À la fin de la messe, les paroissiens se retrouvent sur la place de l’église pour parler de la célébration et de la performance du prêtre. Les hommes parlent de la météo, des récoltes, du travail, un peu de politique, tandis que les femmes se complimentent sur leurs toilettes et enchaînent sur les évènements de la semaine écoulée. Chacun donne des nouvelles des enfants et petits-enfants. Et puis il y a toujours un temps où on fait le point sur les présents et les absents à la messe, un peu comme la maîtresse qui fait l’appel à l’école, ou la pointeuse à l’usine. Quand il manque une personne – ou une famille – il s’agit, selon les dires, soit d’une mauvaise pratiquante, soit d’une personne très malade ou avec de graves problèmes. Dans tous les cas, une absence est un sujet de conversation pour toute la semaine à venir, avec en suspens la question de savoir si la personne reviendra à la prochaine messe.
Il va sans dire que pour les croyants pratiquants, les villageois qui font la grasse matinée le dimanche au lieu de venir écouter la bonne parole à l’église ne sont pas des gens tout à fait comme eux. Ils vivent dans le péché, ils sont ignorants de tout le bien-être que Jésus pourrait leur apporter. Ils passent à côté de quelque chose qui donnerait à leur vie une dimension supérieure. Parmi ces récalcitrants, il y a des athées, des gens qui vivent hors de la religion, des pratiquants d’un autre culte, mais aussi des catholiques pour qui il n’ait nul besoin d’aller à l’église pour parler à Dieu, ils le font directement depuis chez eux sans passer par monsieur le curé.

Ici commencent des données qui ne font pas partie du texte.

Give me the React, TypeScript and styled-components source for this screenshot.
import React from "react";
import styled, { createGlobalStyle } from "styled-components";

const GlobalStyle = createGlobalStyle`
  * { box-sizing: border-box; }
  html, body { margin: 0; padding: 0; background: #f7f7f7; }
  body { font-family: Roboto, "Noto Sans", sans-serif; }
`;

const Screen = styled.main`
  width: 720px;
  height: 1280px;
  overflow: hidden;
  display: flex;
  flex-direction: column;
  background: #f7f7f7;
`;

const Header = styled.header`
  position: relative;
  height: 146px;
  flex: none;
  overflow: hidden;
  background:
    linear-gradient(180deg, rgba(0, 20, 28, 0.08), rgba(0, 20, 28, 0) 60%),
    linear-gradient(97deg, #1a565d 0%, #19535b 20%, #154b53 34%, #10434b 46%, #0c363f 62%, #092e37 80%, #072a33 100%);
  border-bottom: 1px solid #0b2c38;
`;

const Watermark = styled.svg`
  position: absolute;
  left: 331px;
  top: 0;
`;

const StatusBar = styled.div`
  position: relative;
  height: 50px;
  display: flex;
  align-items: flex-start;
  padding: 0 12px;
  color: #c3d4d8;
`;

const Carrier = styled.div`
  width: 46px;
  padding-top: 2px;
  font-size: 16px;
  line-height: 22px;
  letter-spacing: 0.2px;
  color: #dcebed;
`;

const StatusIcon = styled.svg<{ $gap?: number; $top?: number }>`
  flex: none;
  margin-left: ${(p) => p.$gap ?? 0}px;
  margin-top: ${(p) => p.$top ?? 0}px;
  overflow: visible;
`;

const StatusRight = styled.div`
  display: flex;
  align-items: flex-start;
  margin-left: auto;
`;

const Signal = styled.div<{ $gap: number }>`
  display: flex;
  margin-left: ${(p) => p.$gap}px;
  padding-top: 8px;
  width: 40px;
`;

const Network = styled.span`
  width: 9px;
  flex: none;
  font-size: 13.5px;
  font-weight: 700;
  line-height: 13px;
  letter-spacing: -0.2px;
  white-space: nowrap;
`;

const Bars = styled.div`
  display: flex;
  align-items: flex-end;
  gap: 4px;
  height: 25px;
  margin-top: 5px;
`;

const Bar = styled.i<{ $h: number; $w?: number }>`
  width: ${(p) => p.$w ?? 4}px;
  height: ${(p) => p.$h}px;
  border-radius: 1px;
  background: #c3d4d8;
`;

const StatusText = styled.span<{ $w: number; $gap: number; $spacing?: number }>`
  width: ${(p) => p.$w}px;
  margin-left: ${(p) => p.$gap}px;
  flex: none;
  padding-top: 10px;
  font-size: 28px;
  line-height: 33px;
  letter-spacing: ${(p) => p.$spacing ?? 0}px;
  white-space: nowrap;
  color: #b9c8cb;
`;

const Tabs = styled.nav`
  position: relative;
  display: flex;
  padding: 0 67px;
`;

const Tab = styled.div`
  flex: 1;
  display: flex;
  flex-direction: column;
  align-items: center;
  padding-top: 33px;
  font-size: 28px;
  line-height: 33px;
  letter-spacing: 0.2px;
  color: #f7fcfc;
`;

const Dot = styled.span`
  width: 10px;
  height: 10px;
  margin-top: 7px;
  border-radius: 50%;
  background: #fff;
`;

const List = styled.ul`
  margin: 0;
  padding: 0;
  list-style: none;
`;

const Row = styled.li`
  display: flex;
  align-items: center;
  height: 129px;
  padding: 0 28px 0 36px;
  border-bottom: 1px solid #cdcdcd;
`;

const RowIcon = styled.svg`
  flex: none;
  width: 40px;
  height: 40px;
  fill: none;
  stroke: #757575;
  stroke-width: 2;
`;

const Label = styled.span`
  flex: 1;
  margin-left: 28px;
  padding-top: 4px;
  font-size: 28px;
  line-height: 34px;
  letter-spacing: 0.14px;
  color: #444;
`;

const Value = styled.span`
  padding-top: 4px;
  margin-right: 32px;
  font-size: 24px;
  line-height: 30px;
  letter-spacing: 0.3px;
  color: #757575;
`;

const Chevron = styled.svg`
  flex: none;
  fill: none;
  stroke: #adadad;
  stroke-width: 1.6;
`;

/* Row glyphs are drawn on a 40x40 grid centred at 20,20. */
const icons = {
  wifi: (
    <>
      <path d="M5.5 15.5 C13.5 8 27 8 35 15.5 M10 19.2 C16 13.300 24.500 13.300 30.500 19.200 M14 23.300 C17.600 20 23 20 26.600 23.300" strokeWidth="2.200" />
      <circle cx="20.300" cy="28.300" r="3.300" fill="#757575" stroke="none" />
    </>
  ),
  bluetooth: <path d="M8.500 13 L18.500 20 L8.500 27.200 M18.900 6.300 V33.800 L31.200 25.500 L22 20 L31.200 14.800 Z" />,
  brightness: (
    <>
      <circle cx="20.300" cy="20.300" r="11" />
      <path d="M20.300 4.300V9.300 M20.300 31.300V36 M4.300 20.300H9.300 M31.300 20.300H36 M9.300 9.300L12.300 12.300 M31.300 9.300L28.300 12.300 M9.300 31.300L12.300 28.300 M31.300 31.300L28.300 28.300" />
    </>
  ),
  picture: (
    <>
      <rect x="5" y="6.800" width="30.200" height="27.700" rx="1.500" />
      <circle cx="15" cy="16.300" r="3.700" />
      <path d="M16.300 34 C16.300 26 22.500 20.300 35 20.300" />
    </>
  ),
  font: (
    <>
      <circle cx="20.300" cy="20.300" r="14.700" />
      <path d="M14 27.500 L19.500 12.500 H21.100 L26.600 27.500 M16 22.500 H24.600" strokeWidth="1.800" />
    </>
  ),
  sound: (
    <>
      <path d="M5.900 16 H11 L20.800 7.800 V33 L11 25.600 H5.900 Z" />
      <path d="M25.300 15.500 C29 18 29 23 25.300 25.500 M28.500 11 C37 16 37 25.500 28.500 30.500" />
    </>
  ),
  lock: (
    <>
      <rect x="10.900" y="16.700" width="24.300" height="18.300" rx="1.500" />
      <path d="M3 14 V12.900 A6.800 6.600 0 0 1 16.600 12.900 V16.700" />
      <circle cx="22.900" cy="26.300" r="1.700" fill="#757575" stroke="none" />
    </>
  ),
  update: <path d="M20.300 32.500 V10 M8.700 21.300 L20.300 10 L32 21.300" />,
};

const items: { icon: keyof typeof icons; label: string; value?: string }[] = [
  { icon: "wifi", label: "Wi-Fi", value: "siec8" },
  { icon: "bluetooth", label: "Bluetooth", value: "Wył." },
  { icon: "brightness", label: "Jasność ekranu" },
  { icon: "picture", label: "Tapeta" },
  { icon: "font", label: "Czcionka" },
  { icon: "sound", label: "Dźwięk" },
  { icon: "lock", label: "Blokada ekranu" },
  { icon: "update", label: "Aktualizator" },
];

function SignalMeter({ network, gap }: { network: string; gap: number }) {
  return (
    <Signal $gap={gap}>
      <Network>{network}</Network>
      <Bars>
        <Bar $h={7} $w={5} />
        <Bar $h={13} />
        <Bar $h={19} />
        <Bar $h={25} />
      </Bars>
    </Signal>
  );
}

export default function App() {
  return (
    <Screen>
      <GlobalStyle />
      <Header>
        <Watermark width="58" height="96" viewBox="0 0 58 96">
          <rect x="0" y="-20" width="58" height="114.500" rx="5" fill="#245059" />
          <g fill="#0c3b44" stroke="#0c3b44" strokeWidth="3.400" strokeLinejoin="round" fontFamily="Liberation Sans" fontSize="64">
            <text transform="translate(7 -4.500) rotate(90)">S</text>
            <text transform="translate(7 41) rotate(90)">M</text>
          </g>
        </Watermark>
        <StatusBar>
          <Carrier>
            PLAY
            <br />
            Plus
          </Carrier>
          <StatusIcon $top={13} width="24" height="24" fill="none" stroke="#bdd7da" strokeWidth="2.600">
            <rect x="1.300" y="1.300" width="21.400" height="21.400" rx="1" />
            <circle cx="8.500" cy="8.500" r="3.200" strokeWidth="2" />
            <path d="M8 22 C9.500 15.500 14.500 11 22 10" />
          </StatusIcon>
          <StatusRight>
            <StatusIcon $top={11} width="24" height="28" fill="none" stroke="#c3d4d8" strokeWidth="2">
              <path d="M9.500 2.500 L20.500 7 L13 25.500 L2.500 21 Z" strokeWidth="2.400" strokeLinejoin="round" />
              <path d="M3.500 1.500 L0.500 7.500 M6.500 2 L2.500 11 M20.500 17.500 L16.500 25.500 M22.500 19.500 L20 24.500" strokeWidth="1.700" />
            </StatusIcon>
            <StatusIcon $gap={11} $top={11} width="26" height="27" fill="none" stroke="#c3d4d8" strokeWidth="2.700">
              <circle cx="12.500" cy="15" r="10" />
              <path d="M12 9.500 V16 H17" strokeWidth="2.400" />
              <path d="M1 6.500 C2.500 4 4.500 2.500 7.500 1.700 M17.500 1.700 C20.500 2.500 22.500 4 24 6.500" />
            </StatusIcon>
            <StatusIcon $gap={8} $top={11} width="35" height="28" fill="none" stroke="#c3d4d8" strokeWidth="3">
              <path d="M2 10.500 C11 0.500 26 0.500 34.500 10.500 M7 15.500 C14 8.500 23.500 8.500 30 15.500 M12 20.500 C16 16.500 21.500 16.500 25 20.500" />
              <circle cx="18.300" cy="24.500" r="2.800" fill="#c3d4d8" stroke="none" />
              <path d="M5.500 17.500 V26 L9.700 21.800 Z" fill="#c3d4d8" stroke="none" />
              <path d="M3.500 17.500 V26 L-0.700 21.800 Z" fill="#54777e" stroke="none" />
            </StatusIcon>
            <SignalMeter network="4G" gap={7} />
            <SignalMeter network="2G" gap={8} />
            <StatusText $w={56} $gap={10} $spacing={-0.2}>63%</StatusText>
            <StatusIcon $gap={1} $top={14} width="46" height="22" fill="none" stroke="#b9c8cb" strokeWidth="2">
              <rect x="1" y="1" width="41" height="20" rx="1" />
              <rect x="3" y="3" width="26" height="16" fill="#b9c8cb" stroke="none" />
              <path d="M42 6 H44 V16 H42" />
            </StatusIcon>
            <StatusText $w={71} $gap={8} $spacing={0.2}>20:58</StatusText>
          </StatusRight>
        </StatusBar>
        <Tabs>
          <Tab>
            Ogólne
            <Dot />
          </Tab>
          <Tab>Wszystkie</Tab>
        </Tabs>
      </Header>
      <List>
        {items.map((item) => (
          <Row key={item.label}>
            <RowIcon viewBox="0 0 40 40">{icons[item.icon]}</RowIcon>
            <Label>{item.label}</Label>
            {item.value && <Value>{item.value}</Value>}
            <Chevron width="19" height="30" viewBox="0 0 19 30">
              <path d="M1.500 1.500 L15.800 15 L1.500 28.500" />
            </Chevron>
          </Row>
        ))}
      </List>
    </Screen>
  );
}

C’est le cas notamment de l’institutrice du village dont l’école fait face à l’église. Elle habite à l’étage, au-dessus de la classe, et voit le dimanche le rituel va-et-vient des pratiquants. Elle observe les familles dont les enfants sont ses élèves. Ce sont souvent les bons élèves, comme Jacques, qui vont à l’église. Ou encore les familles très ancrées dans la tradition et dans le monde rural, il y a aussi quelques familles pauvres, mais peu d’étrangers car le village n’en accueille pas. Quand, le dimanche, la maîtresse voit de sa fenêtre une discussion entre parents d’élèves, elle imagine une ruse pour interroger les enfants le lendemain afin de savoir ce que les parents se sont dit la veille.

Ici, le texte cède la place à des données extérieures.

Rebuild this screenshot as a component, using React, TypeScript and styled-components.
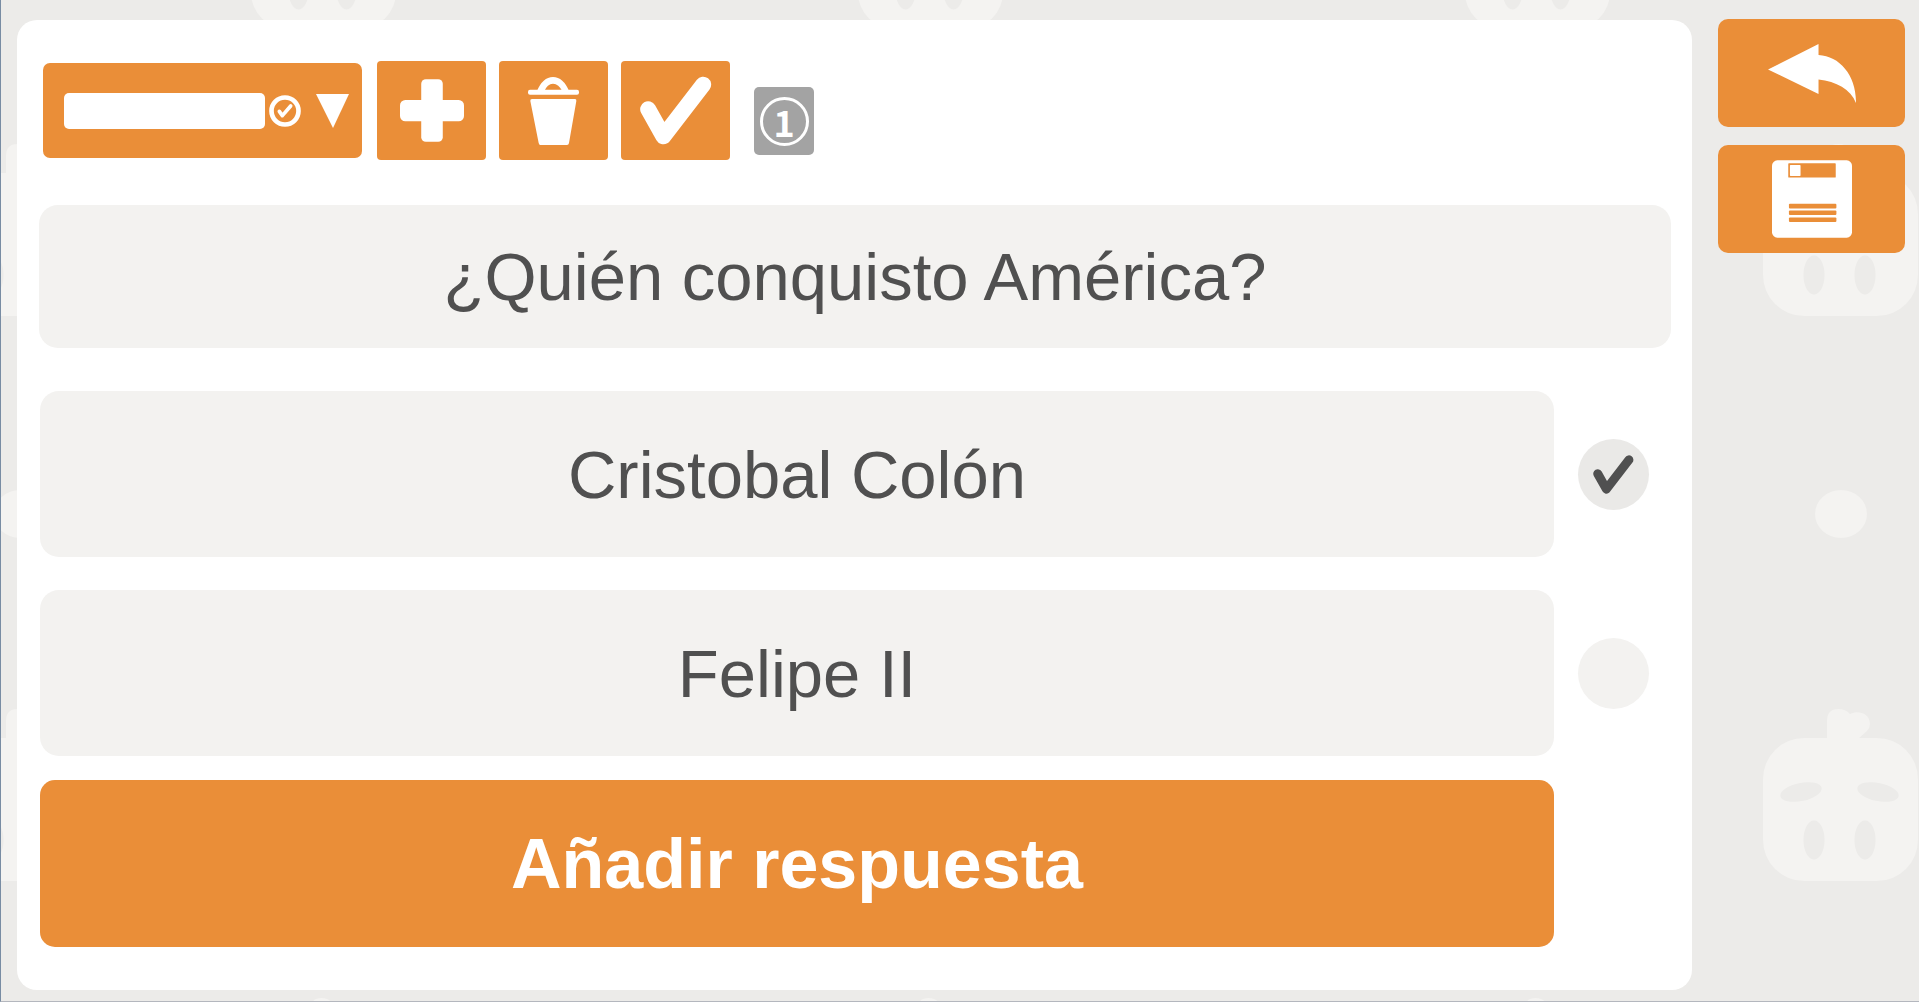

Les cancres vont rarement à l’église, pas plus que les enfants de famille instable. Quelquefois, pour irriter un parent ou fragiliser un élève, l’institutrice impose en classe un débat sur la religion et demande qui va ou ne va pas à l’église. Elle lance les hostilités pour qu’à la récréation les élèves des camps adverses se chamaillent. À l’école aussi il y a ceux qui vont à la messe et les autres.